Истинно: человек попросту не думает, сколь многое зависит от него в мире и сколь многое могло бы измениться вокруг, будь он сам добрее, чище и справедливей. Мир несовершенен, потому что далек от совершенства я сам. Наставляю всех и в первую очередь самого себя как самого слабого и самого грешного среди всех. Человек! Не упускай случая помочь другому, даже если для этого тебе придется просить у сильных мира сего. Тебя могут унизить отказом — не считай это унижением. Не стыдись! Пусть стыдится тот, у кого была возможность подать руку падающему — а он прошел мимо; кто мог согреть страдающего словом поддержки — а он заморозил свои уста гордыней; кому по силам было вызволить бедняка из беды — а он рассудил, что своя рубашка ближе к телу. И помни: всякое унижение, перенесенное для ближнего и, стало быть, для Христа, в свое время превратится в драгоценную жемчужину, которая станет лучшим достоянием сокровищницы твоего сердца.

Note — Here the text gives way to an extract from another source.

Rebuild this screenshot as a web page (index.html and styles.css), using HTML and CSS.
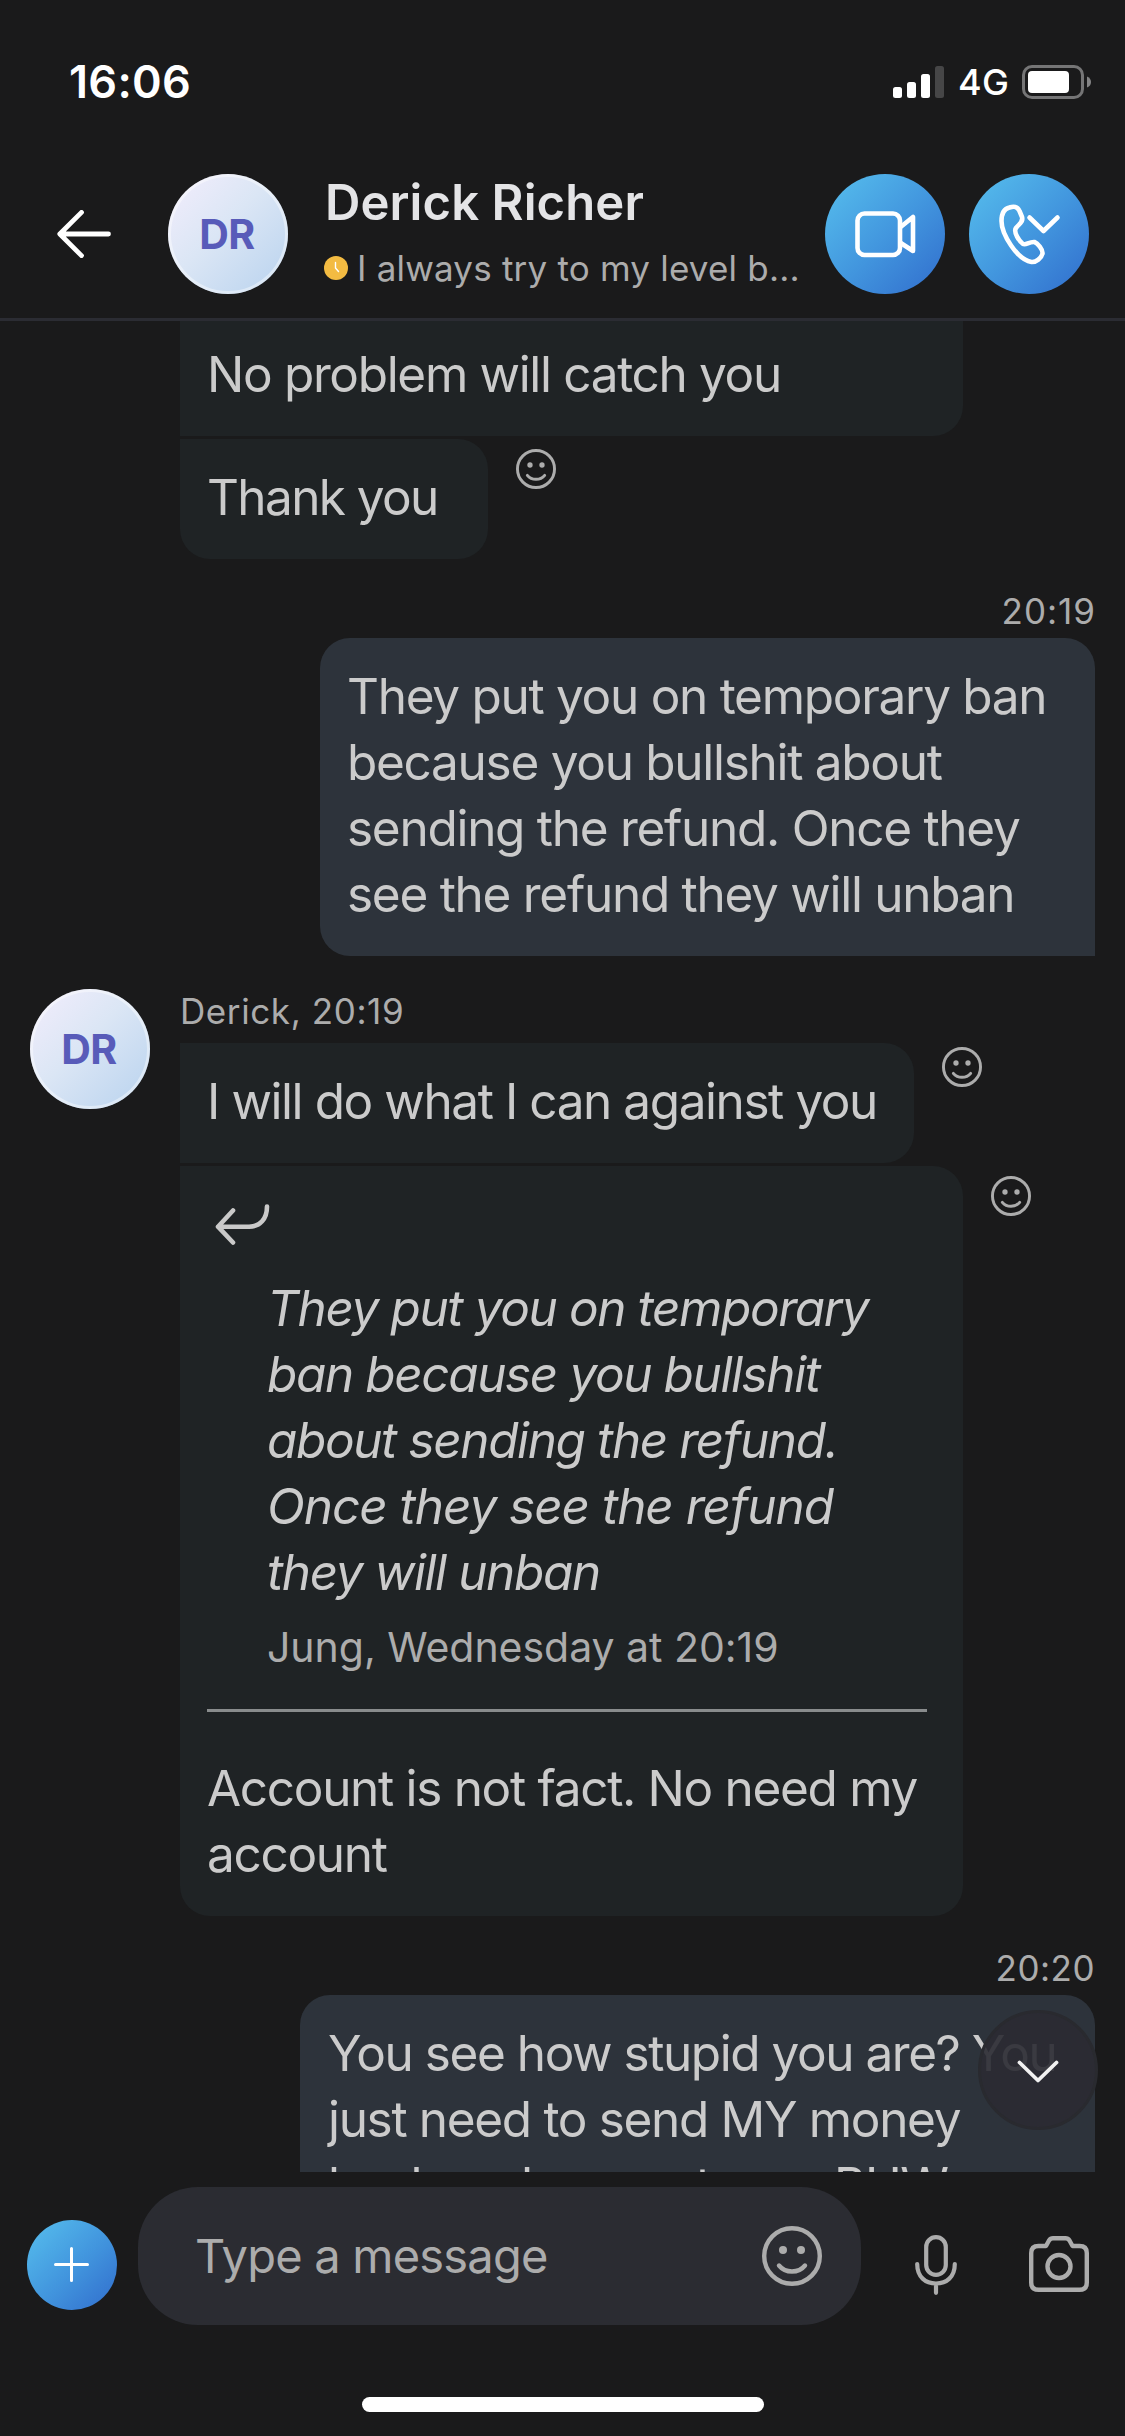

Kyrie eleison. Kyrie eleison. Christe eleison.[105] Где, как не в храме, с души мало-помалу сползает короста обыденной жизни? Где, как не в храме, с глаз спадает пелена повседневных забот? И где, как не в храме, с особенной силой чувствуя свое недостоинство, ты безмолвно кричишь: Господи, помилуй! Спроси себя, пока в тебе есть мужество для ответа: возможна была бы сама жизнь, если бы Господь ежедневно и ежечасно не миловал нас? Не пресекся бы разве корень человечества, как уже было в допотопные времена, если бы Господь не снисходил к нашим слабостям, не прощал наши грехи и не покрывал своим милосердием наши пороки? О, играй орган, сокрушай мое сердце до самых его сокровенных глубин, возноси в неизмеримую высь и бросай в бездонную пропасть; говори чу´дным своим языком о жизни вечной, о той, которая следует за последним вздохом и которую дарует Господь по бесконечному Своему милосердию. Gloria… Воскликнем, братья и сестры: Glohia in excelsis Deo. Et in terra pax hominibus bonae volutatis.[106] Как не воздать хвалу Тебе, Господи, Агнец Божий, взявший на Себя грехи мира! И как не припасть к Тебе с молитвой о всех несчастных, страждущих, гибнущих среди всеобщего равнодушия! Не дай им усомниться в Тебе. Ты один свят, Ты один Господь, Ты один Всевышний, и Ты дал человеку свободу выбирать между добром и злом.
Или на пути к добру надо всю жизнь расчищать нагромождения зла?!
Alleluia, alleluia, alleluia.
Не говорил Тебе: мимо пронеси эту чашу. Нет, Господи, со смирением и верой я принял ее, и если были в моей жизни минуты уныния и горького разочарования, то Ты знаешь их причину и по благости Твоей простишь их мне. Ты дал мне долгую жизнь; и если сейчас она угасает, то мое последнее слово — это безмерная благодарность Тебе. За все, Боже мой, — за все сбывшееся и несбывшееся, за опалившую в юности мое сердце искру любови, за труды, ради которых Ты вывел меня в землю чужую, ставшую, однако, Отечеством, за горечь бесплодных усилий, за мои невидимые миру, но ведомые Тебе слезы, за счастье облегчить участь страдающему, за мою бедность, которая мне дороже всех сокровищ мира. Аллилуйя.
— Dominus vobiscum[107], — услышал Федор Петрович слова священника и вместе со всеми ответил:
— Et cum spiritu tuo.[108]
— Lectio sancti Evangelii secundum…[109]
— Gloria tibi, Domine[110], — перекрестив лоб, уста и грудь, ответил Гааз.
Читалось Евангелие от Луки, глава двенадцатая, стихи с тринадцатого по двадцать первый, о любостяжании.